Why Python does *SLICING* the way it does??

Antoon Pardon apardon at forel.vub.ac.be
Thu Apr 21 02:44:47 EDT 2005


Op 2005-04-20, Roy Smith schreef <roy at panix.com>:
> Antoon Pardon  <apardon at forel.vub.ac.be> wrote:
>>Op 2005-04-20, Roy Smith schreef <roy at panix.com>:
>>> Antoon Pardon <apardon at forel.vub.ac.be> wrote:
>>>
>>>> Personnaly I would like to have the choice. Sometimes I prefer to
>>>> start at 0, sometimes at 1 and other times at -13 or +7.
>>>
>>> Argggh.  Having two (or more!) ways to do it, would mean that every time I 
>>> read somebody else's code, I would have to figure out which flavor they are 
>>> using before I could understand what their code meant.  That would be evil.
>>
>>This is nonsens. table[i] = j, just associates value j with key i.
>>That is the same independend from whether the keys can start from
>>0 or some other value.
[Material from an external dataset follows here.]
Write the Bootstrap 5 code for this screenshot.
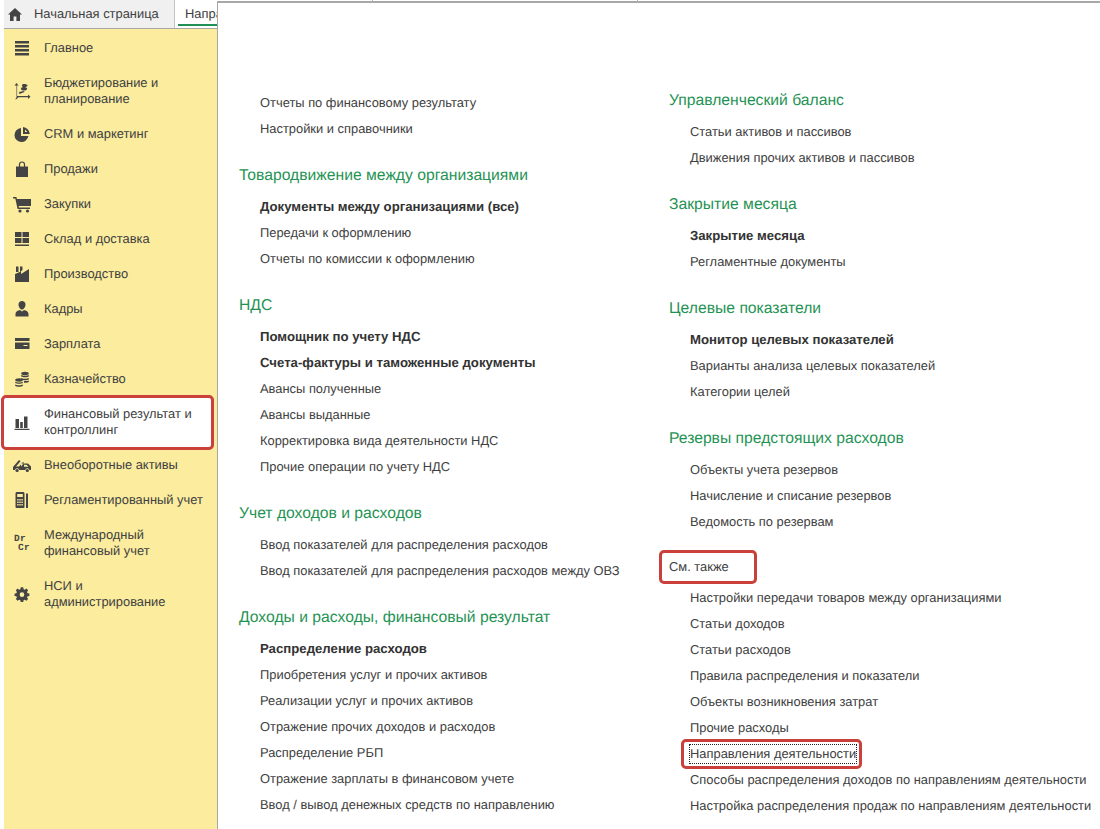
<!DOCTYPE html>
<html lang="ru">
<head>
<meta charset="utf-8">
<title>Направления деятельности</title>
<link href="https://cdn.jsdelivr.net/npm/bootstrap@5.3.0/dist/css/bootstrap.min.css" rel="stylesheet">
<style>
html,body{height:100%;}
body{background:#fff;color:#404040;font-family:"Liberation Sans",Arial,sans-serif;font-size:12.9px;overflow:hidden;text-rendering:geometricPrecision;}
.shell{width:1100px;height:829px;overflow:hidden;}
.leftside{width:217px;padding-left:4px;}
.tabbar{height:29px;background:#f0f0f0;border-bottom:1px solid #a8a8a8;white-space:nowrap;overflow:hidden;}
.home-tab{width:170px;flex:none;padding-left:4px;}
.home-tab span{margin-left:12px;}
.act-tab{background:#fff;border-left:1px solid #c4c4c4;height:28px;padding-left:10px;position:relative;flex-grow:1;}
.act-tab::after{content:"";position:absolute;left:3px;right:0;bottom:2px;height:2px;background:#1f8f58;}
.yellow{background:#fbec9e;padding-top:1px;flex-grow:1;}
.sect{height:35px;padding-left:9px;gap:13px;line-height:16px;}
.sect.two{height:51px;}
.sect svg{flex:none;width:18px;height:18px;fill:#444;overflow:visible;}
.sect.hit{background:#fff;border:3px solid #c9413a;border-radius:5px;height:55px;margin:-1px 3px -3px -3px;padding-left:9px;padding-bottom:2px;}
.sheet{flex-grow:1;margin-top:1px;border-top:2px solid #a8a8a8;border-left:1px solid #a8a8a8;padding-left:21px;background:#fff;height:829px;position:relative;}
.tick{position:absolute;top:-3px;width:1px;height:2px;background:#b0b0b0;}
.tick-a{left:154px;}
.tick-b{left:419px;}
.col-a{width:430px;padding-top:87px;}
.col-b{padding-top:80px;}
.lnk{height:26px;line-height:26px;padding-left:21px;white-space:nowrap;}
.lnk.strong{font-weight:700;font-size:13.2px;color:#333;}
.grp{height:36px;line-height:36px;margin-top:16px;font-size:15.7px;color:#1f9354;white-space:nowrap;}
.grp.first{margin-top:0;}
.also{height:33px;line-height:30px;margin-top:17px;position:relative;}
.mark-a,.mark-b{position:absolute;border:3px solid #c9413a;border-radius:5px;pointer-events:none;}
.mark-a{left:-10px;top:-2px;width:98px;height:34px;}
.mark-b{left:12px;top:-2px;width:181px;height:30px;}
.focus-txt{outline:1px dotted #222;line-height:18px;display:inline-block;}
.rel{position:relative;}
.drcr{font-family:"Liberation Mono",monospace;font-weight:700;font-size:9.5px;letter-spacing:.3px;}
</style>
</head>
<body>
<div class="shell d-flex">
  <div class="leftside d-flex flex-column">
    <div class="tabbar d-flex">
      <div class="home-tab d-flex align-items-center">
        <svg width="14" height="13" viewBox="0 0 14 13" fill="#444"><path d="M7 0 0 6.500h2V13h3.600V8.600h2.800V13H12V6.500h2z"/></svg>
        <span>Начальная страница</span>
      </div>
      <div class="act-tab d-flex align-items-center overflow-hidden">Направления деятельности</div>
    </div>
    <div class="yellow">
      <div class="sect d-flex align-items-center"><svg viewBox="0 0 18 18"><path d="M2 2h14v2.400H2zM2 6h14v2.400H2zM2 10h14v2.400H2zM2 14h14v2.400H2z"/></svg><span>Главное</span></div>
      <div class="sect two d-flex align-items-center"><svg viewBox="0 0 18 18"><path d="M3.500 1 5.500 3.500H4.100V14H15V12.500L17.500 14.700 15 17V15.300H5.500L3 17.500 2.400 16.900 3.500 15.500V3.500H1.500z"/><path d="M8 6.500c0-1 1.700-1.500 3-1.500s3 .5 3 1.500v.5c0 1-1.700 1.500-3 1.500S8 8 8 7zM11 2c1.500 0 3.500.5 3.500 1.500S12.500 5 11 5 9 4.500 9 3.500 9.500 2 11 2zM6 10l5-1 .5 1-5 2z"/></svg><span>Бюджетирование и<br>планирование</span></div>
      <div class="sect d-flex align-items-center"><svg viewBox="0 0 18 18"><path d="M8 3a7 7 0 1 0 7.400 8H8z"/><path d="M10 2v7h6.800A7.500 7.500 0 0 0 10 2zm2 2.600 2.400 2.400H12z" fill-rule="evenodd"/></svg><span>CRM и маркетинг</span></div>
      <div class="sect d-flex align-items-center"><svg viewBox="0 0 18 18"><path d="M3 6.500h2.900V4.500a3.100 3.100 0 0 1 6.200 0v2h2.900V17H3zM7.100 6.500h3.800v-2a1.900 1.900 0 0 0-3.800 0z" fill-rule="evenodd"/></svg><span>Продажи</span></div>
      <div class="sect d-flex align-items-center"><svg viewBox="0 0 18 18"><path d="M0 2h3.400l.5 2H18v7H5.600L6 12.500h11V14H4.600L2.300 3.500H0z"/><circle cx="7" cy="16" r="1.600"/><circle cx="14.500" cy="16" r="1.600"/></svg><span>Закупки</span></div>
      <div class="sect d-flex align-items-center"><svg viewBox="0 0 18 18"><path d="M2 2h6.500v5H2zM9.500 2H16v5H9.500zM2 8h6.500v5H2zM9.500 8H16v5H9.500zM2 14.500h14V16H2z"/></svg><span>Склад и доставка</span></div>
      <div class="sect d-flex align-items-center"><svg viewBox="0 0 18 18"><path d="M3 1.500h2.500V7H3zM7 1.500h2.500V5L7 7zM2 9l6-2.500V9l8-5V17H2z"/></svg><span>Производство</span></div>
      <div class="sect d-flex align-items-center"><svg viewBox="0 0 18 18"><path d="M9 1c2 0 3.500 1.300 3.500 3.500S11 9.500 9 9.500 5.500 6.700 5.500 4.500 7 1 9 1zM2.500 14c0-2.500 2.500-3.500 4.500-4l2 1.500L11 10c2 .5 4.500 1.500 4.500 4v2.500h-13z"/></svg><span>Кадры</span></div>
      <div class="sect d-flex align-items-center"><svg viewBox="0 0 18 18"><path d="M2 3h14.500v3H2zM2 7.500h14.500V14H2zM10.500 10v1h4v-1z" fill-rule="evenodd"/></svg><span>Зарплата</span></div>
      <div class="sect d-flex align-items-center"><svg viewBox="0 0 18 18"><ellipse cx="12" cy="3.500" rx="3.800" ry="1.700"/><path d="M8.200 5c1.500 1 6 1 7.600 0v1.500c-1.500 1-6 1-7.600 0zM8.200 8c1.500 1 6 1 7.600 0v1.500c-1.500 1-6 1-7.600 0zM11 11c2 .3 3.800 0 4.800-.6V12c-.8.600-2.700 1-4.800.8z"/><ellipse cx="6" cy="10" rx="3.800" ry="1.700"/><path d="M2.200 11.800c1.500 1 6 1 7.600 0v1.300c-1.500 1-6 1-7.600 0zM2.200 14.500c1.500 1 6 1 7.600 0V16c-1.500 1-6 1-7.600 0z"/></svg><span>Казначейство</span></div>
      <div class="sect two hit d-flex align-items-center"><svg viewBox="0 0 18 18"><path d="M2.500 6h3.500v9H2.500zM7.200 9h2.600v6H7.200zM11 3.500h3.500V15H11zM1.500 15.700h15V17h-15z"/></svg><span>Финансовый результат и<br>контроллинг</span></div>
      <div class="sect d-flex align-items-center"><svg viewBox="0 0 18 18"><path d="M0 11l6-7 1.500 1.300L3 10.500h3L10 6l1 1-3 3.500V7.500h7l3 3V14h-1.500a2.200 2.200 0 0 0-4.300 0H6.300a2.200 2.200 0 0 0-4.300 0H0zM11 8.800v2h4.500l-2-2z" fill-rule="evenodd"/><circle cx="4.100" cy="14.500" r="1.600"/><circle cx="14.300" cy="14.500" r="1.600"/></svg><span>Внеоборотные активы</span></div>
      <div class="sect d-flex align-items-center"><svg viewBox="0 0 18 18"><path d="M2.500 2.500c0-.8.700-1.500 1.500-1.500h6c.8 0 1.500.7 1.500 1.500V16a1 1 0 0 1-1 1H3.500a1 1 0 0 1-1-1zM4.200 3v3h5.600V3zM4.200 8v1.500h1.400V8zm2.100 0v1.500h1.400V8zm2.100 0v1.500h1.400V8zM4.200 10.500V12h1.400v-1.500zm2.100 0V12h1.400v-1.500zm2.100 0V12h1.400v-1.500zM4.200 13v1.500h1.400V13zm2.100 0v1.500h1.400V13zm2.100 0v1.500h1.400V13zM13 2.500h2V17h-2z" fill-rule="evenodd"/></svg><span>Регламентированный учет</span></div>
      <div class="sect two d-flex align-items-center"><svg viewBox="0 0 18 18"><text class="drcr" x="1" y="6.800">Dr</text><text class="drcr" x="5" y="16">Cr</text></svg><span>Международный<br>финансовый учет</span></div>
      <div class="sect two d-flex align-items-center"><svg viewBox="0 0 18 18"><path d="M7.500 1h3l.4 2.200 1.500.6 1.900-1.300 2.100 2.100-1.300 1.900.6 1.500 2.200.4v3l-2.200.4-.6 1.500 1.300 1.900-2.100 2.100-1.900-1.300-1.500.6-.4 2.200h-3l-.4-2.200-1.500-.6-1.900 1.300-2.100-2.100 1.300-1.900-.6-1.500L.1 11.400v-3l2.200-.4.6-1.500L1.600 4.600l2.100-2.100 1.900 1.300 1.500-.6zM9 7a2.800 2.800 0 1 0 0 5.600A2.800 2.800 0 0 0 9 7z" transform="translate(1.500 1.500) scale(.83)" fill-rule="evenodd"/></svg><span>НСИ и<br>администрирование</span></div>
    </div>
  </div>
  <div class="sheet d-flex">
    <span class="tick tick-a"></span><span class="tick tick-b"></span>
    <div class="col-a">
      <div class="lnk">Отчеты по финансовому результату</div>
      <div class="lnk">Настройки и справочники</div>
      <div class="grp">Товародвижение между организациями</div>
      <div class="lnk strong">Документы между организациями (все)</div>
      <div class="lnk">Передачи к оформлению</div>
      <div class="lnk">Отчеты по комиссии к оформлению</div>
      <div class="grp">НДС</div>
      <div class="lnk strong">Помощник по учету НДС</div>
      <div class="lnk strong">Счета-фактуры и таможенные документы</div>
      <div class="lnk">Авансы полученные</div>
      <div class="lnk">Авансы выданные</div>
      <div class="lnk">Корректировка вида деятельности НДС</div>
      <div class="lnk">Прочие операции по учету НДС</div>
      <div class="grp">Учет доходов и расходов</div>
      <div class="lnk">Ввод показателей для распределения расходов</div>
      <div class="lnk">Ввод показателей для распределения расходов между ОВЗ</div>
      <div class="grp">Доходы и расходы, финансовый результат</div>
      <div class="lnk strong">Распределение расходов</div>
      <div class="lnk">Приобретения услуг и прочих активов</div>
      <div class="lnk">Реализации услуг и прочих активов</div>
      <div class="lnk">Отражение прочих доходов и расходов</div>
      <div class="lnk">Распределение РБП</div>
      <div class="lnk">Отражение зарплаты в финансовом учете</div>
      <div class="lnk">Ввод / вывод денежных средств по направлению</div>
    </div>
    <div class="col-b">
      <div class="grp first">Управленческий баланс</div>
      <div class="lnk">Статьи активов и пассивов</div>
      <div class="lnk">Движения прочих активов и пассивов</div>
      <div class="grp">Закрытие месяца</div>
      <div class="lnk strong">Закрытие месяца</div>
      <div class="lnk">Регламентные документы</div>
      <div class="grp">Целевые показатели</div>
      <div class="lnk strong">Монитор целевых показателей</div>
      <div class="lnk">Варианты анализа целевых показателей</div>
      <div class="lnk">Категории целей</div>
      <div class="grp">Резервы предстоящих расходов</div>
      <div class="lnk">Объекты учета резервов</div>
      <div class="lnk">Начисление и списание резервов</div>
      <div class="lnk">Ведомость по резервам</div>
      <div class="also">См. также<span class="mark-a"></span></div>
      <div class="lnk">Настройки передачи товаров между организациями</div>
      <div class="lnk">Статьи доходов</div>
      <div class="lnk">Статьи расходов</div>
      <div class="lnk">Правила распределения и показатели</div>
      <div class="lnk">Объекты возникновения затрат</div>
      <div class="lnk">Прочие расходы</div>
      <div class="lnk rel"><span class="focus-txt">Направления деятельности</span><span class="mark-b"></span></div>
      <div class="lnk">Способы распределения доходов по направлениям деятельности</div>
      <div class="lnk">Настройка распределения продаж по направлениям деятельности</div>
    </div>
  </div>
</div>
<script src="https://cdn.jsdelivr.net/npm/bootstrap@5.3.0/dist/js/bootstrap.bundle.min.js"></script>
</body>
</html>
Do you also consider it more ways because
>>the keys can end in different values?
>
> There are certainly many examples where the specific value of the
> first key makes no difference.  A good example would be
>
>     for element in myList:
>         print element
>
> On the other hand, what output does
>
>    myList = ["spam", "eggs", "bacon"]
>    print myList[1]
>
> produce?  In a language where some lists start with 0 and some start
> with 1, I don't have enough information just by looking at the above
> code.

Yes you have. The fact that a language allows a choice doesn't
contradict there is a default, when no choice is specified.

My preference would be that it would produce "spam", because
if you want the *first*" element, you want the element
associated withe the key 1.

Or maybe the language would force you to give a start index,
so that you would have to write:

  MyList = [3 -> "spam", "eggs", "bacon"]

End of course the language would provide instances or methods
so you could ask what the first index was.